▶ **Exercise task**: Quote, with no changes, the lines that run from the top of the material to the line with "and a number.</p>", both included.

----------

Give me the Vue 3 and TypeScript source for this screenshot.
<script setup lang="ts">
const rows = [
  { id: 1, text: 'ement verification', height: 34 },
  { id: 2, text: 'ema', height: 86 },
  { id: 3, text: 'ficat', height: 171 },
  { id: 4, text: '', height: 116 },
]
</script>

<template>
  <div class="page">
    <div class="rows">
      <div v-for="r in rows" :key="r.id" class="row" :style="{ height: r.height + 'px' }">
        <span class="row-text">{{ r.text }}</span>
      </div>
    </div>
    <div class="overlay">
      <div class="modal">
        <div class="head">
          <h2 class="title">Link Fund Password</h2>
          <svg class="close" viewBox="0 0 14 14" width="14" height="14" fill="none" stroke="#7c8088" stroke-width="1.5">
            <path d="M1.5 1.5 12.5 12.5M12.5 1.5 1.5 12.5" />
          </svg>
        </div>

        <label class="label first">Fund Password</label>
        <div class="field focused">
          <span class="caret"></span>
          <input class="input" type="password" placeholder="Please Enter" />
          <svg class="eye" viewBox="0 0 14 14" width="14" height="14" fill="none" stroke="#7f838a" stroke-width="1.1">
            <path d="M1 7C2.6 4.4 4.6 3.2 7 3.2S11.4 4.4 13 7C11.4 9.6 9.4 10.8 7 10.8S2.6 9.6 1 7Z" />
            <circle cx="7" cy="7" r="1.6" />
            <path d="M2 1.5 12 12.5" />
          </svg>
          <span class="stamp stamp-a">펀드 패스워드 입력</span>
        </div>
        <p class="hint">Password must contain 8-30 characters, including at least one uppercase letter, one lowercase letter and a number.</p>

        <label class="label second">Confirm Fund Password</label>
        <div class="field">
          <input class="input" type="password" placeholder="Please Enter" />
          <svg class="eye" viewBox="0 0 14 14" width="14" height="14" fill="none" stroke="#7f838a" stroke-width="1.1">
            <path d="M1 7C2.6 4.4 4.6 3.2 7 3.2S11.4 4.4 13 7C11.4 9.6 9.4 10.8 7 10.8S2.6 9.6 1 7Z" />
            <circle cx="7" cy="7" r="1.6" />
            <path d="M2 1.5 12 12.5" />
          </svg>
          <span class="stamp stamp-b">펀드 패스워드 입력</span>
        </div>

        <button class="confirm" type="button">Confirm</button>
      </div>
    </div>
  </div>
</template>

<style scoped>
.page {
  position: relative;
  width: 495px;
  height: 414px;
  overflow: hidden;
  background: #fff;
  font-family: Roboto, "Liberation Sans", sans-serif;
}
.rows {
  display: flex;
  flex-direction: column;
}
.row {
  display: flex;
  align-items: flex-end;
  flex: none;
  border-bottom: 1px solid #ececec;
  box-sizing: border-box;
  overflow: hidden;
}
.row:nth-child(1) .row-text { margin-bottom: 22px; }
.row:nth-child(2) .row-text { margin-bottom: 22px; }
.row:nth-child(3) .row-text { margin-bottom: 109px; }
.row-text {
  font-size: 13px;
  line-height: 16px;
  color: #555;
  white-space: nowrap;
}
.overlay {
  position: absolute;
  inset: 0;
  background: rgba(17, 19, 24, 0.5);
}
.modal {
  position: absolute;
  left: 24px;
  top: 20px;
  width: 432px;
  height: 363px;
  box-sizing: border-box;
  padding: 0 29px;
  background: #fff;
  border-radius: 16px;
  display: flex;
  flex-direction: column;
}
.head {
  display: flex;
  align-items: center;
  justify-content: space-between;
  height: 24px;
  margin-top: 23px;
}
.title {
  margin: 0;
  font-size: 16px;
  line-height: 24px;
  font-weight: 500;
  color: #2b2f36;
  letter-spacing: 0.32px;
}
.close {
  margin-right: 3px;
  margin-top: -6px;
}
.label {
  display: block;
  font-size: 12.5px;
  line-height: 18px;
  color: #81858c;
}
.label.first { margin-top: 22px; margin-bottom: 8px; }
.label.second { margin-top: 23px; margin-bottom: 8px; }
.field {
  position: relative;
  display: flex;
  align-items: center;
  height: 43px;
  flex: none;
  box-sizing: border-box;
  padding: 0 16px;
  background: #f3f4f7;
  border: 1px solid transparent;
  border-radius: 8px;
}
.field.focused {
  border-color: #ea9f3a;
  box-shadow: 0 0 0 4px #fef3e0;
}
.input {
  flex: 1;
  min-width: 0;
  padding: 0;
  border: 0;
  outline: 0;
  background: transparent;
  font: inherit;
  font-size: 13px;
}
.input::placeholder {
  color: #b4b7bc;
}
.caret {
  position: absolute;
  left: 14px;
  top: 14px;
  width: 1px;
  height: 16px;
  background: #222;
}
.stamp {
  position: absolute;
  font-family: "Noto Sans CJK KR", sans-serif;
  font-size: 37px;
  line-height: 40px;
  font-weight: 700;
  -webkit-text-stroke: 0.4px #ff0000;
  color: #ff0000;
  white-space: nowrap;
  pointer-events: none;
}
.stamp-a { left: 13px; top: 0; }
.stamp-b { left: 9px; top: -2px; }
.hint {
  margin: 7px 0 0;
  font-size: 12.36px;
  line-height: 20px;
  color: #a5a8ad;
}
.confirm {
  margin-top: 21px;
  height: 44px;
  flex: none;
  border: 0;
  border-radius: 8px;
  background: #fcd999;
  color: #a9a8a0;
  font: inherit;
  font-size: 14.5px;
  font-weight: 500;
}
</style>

----------

▶ **Completed exercise**:
Give me the Vue 3 and TypeScript source for this screenshot.
<script setup lang="ts">
const rows = [
  { id: 1, text: 'ement verification', height: 34 },
  { id: 2, text: 'ema', height: 86 },
  { id: 3, text: 'ficat', height: 171 },
  { id: 4, text: '', height: 116 },
]
</script>

<template>
  <div class="page">
    <div class="rows">
      <div v-for="r in rows" :key="r.id" class="row" :style="{ height: r.height + 'px' }">
        <span class="row-text">{{ r.text }}</span>
      </div>
    </div>
    <div class="overlay">
      <div class="modal">
        <div class="head">
          <h2 class="title">Link Fund Password</h2>
          <svg class="close" viewBox="0 0 14 14" width="14" height="14" fill="none" stroke="#7c8088" stroke-width="1.5">
            <path d="M1.5 1.5 12.5 12.5M12.5 1.5 1.5 12.5" />
          </svg>
        </div>

        <label class="label first">Fund Password</label>
        <div class="field focused">
          <span class="caret"></span>
          <input class="input" type="password" placeholder="Please Enter" />
          <svg class="eye" viewBox="0 0 14 14" width="14" height="14" fill="none" stroke="#7f838a" stroke-width="1.1">
            <path d="M1 7C2.6 4.4 4.6 3.2 7 3.2S11.4 4.4 13 7C11.4 9.6 9.4 10.8 7 10.8S2.6 9.6 1 7Z" />
            <circle cx="7" cy="7" r="1.6" />
            <path d="M2 1.5 12 12.5" />
          </svg>
          <span class="stamp stamp-a">펀드 패스워드 입력</span>
        </div>
        <p class="hint">Password must contain 8-30 characters, including at least one uppercase letter, one lowercase letter and a number.</p>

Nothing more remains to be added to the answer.